11.1 Overgangsrecht bouwwerken
  • a. Een bouwwerk, dat op het tijdstip van inwerkingtreding van het bestemmingsplan aanwezig of in uitvoering is, danwel gebouwd kan worden krachtens een omgevingsvergunning, en afwijkt van het plan, mag, mits deze afwijking naar aard en omvang niet wordt vergroot:
    • 1. gedeeltelijk worden vernieuwd of veranderd;
    • 2. na het teniet gaan ten gevolge van een calamiteit geheel worden vernieuwd of veranderd, mits de aanvraag van de omgevingsvergunning voor het bouwen wordt gedaan binnen twee jaar na de dag waarop het bouwwerk is teniet gegaan.
  • b. Burgemeester en wethouders kunnen eenmalig in afwijking van het bepaalde onder a een omgevingsvergunning verlenen voor het vergroten van de inhoud van het bouwwerk als bedoeld in het bepaalde onder a met maximaal 10%.
  • c. Het bepaalde onder a is niet van toepassing op bouwwerken, die weliswaar bestaan op het tijdstip van inwerkingtreding van het plan, maar zijn gebouwd zonder vergunning en in strijd met het daarvoor geldende plan, daaronder begrepen de overgangsbepaling van dat plan.
11.2 Overgangsrecht gebruik

  • a. Het gebruik van grond en bouwwerken dat bestond op het tijdstip van inwerkingtreding van het bestemmingsplan en hiermee in strijd is, mag worden voortgezet.
  • b.

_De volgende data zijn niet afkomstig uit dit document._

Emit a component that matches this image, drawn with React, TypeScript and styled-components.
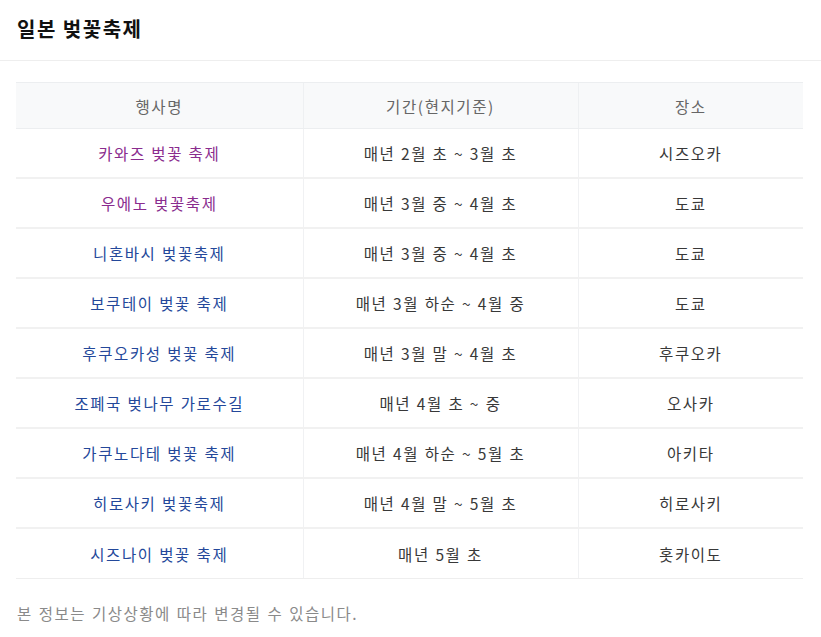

Het is verboden het met het bestemmingsplan strijdige gebruik, bedoeld in het bepaalde in sub a te veranderen of te laten veranderen in een ander met dat plan strijdig gebruik, tenzij door deze verandering de afwijking naar aard en omvang wordt verkleind.
  • c. Indien het gebruik, bedoeld in het bepaalde onder a, na het tijdstip van inwerkingtreding van het plan voor een periode langer dan een jaar wordt onderbroken, is het verboden dit gebruik daarna te hervatten of te laten hervatten.
  • d. Het bepaalde onder a is niet van toepassing op het gebruik, dat reeds in strijd was met het voorheen geldende bestemmingsplan, daaronder begrepen de overgangsbepalingen van dat plan.
11.3 Hardheidsclausule

Voor zover toepassing van het overgangsrecht gebruik leidt tot een onbillijkheid van overwegende aard voor een of meer natuurlijke personen, die op het tijdstip van inwerkingtreding van het bestemmingsplan grond en opstallen gebruiken in strijd met het voordien geldende bestemmingsplan kan het bevoegd gezag ten behoeve van die persoon of personen van dat overgangsrecht afwijken.

Artikel 12 Slotregel

Deze regels worden aangehaald als: Regels van het bestemmingsplan 'Julianastraat Meerlo'.